▸ GIVEN DATA
####

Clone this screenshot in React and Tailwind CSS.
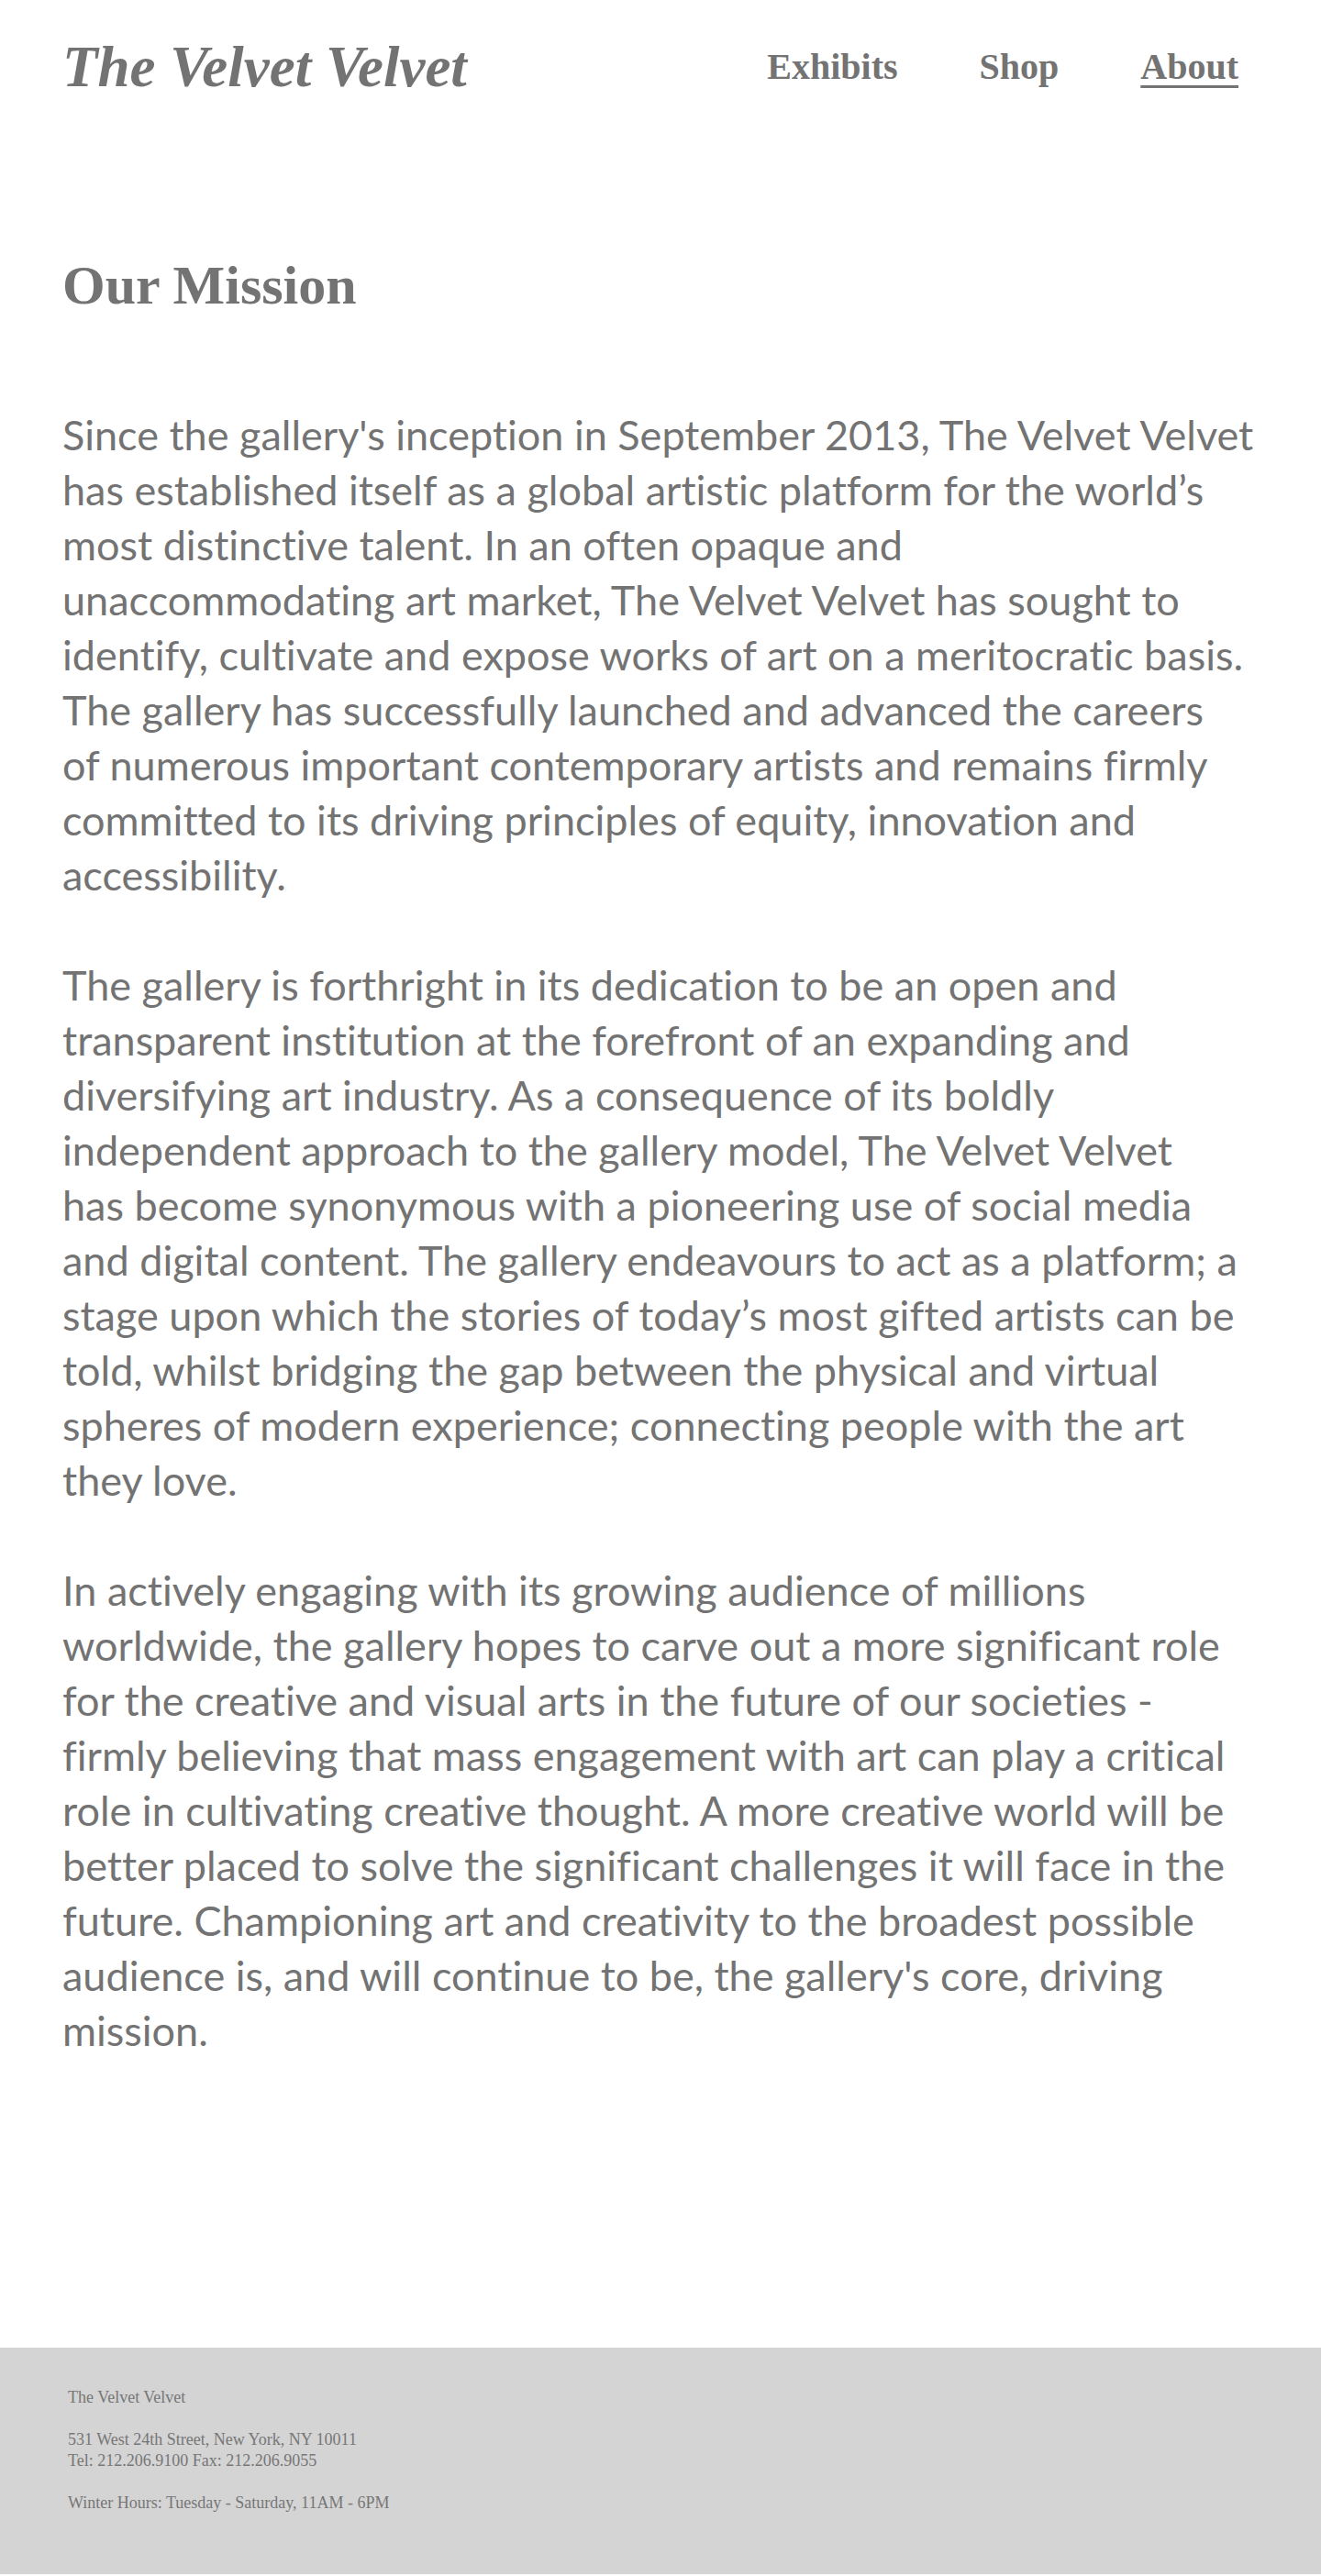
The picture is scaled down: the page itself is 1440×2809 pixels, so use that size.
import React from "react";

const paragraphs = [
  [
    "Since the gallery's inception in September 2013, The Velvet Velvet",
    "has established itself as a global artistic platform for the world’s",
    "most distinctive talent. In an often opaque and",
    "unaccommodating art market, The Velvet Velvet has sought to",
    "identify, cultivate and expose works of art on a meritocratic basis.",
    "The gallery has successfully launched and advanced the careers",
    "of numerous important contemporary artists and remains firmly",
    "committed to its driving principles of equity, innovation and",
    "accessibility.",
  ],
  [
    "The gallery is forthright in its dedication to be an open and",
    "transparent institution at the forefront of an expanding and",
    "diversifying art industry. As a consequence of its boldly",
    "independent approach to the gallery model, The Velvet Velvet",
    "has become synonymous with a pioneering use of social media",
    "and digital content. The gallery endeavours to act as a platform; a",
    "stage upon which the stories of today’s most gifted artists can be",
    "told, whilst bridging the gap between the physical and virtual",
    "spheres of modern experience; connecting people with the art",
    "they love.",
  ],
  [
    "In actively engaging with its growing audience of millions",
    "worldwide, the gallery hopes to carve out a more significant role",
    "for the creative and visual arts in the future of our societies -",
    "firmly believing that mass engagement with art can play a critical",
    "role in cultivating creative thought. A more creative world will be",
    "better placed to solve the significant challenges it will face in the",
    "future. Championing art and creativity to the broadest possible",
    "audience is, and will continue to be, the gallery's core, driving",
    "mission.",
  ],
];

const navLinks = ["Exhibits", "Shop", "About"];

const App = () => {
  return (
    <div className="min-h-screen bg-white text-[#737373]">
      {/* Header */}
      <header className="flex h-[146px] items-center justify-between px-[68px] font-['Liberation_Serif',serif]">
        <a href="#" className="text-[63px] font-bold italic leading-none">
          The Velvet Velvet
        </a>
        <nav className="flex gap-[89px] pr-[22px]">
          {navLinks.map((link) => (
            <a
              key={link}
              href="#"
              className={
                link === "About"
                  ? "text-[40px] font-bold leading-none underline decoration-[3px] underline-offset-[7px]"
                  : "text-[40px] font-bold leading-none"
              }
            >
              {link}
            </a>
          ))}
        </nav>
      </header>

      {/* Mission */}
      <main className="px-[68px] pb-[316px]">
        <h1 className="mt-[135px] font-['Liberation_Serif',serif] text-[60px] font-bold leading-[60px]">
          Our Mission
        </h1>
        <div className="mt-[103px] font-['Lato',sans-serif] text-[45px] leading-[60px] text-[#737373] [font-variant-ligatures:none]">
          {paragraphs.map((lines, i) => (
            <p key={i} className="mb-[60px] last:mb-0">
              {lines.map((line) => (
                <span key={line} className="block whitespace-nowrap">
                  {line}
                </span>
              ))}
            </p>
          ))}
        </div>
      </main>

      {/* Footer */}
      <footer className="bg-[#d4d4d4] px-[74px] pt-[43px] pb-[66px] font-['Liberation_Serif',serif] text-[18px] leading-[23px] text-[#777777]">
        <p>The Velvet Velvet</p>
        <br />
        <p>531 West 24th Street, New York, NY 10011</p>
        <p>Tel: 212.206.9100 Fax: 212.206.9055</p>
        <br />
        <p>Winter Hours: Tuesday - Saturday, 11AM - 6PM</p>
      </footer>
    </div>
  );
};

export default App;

####

▸ TASK
Proceeding from the line containing "The picture is" through the line containing "import React from", transcribe the lines above exactly, both end lines included.

▸ RESPONSE TO THE EXERCISE
The picture is scaled down: the page itself is 1440×2809 pixels, so use that size.
import React from "react";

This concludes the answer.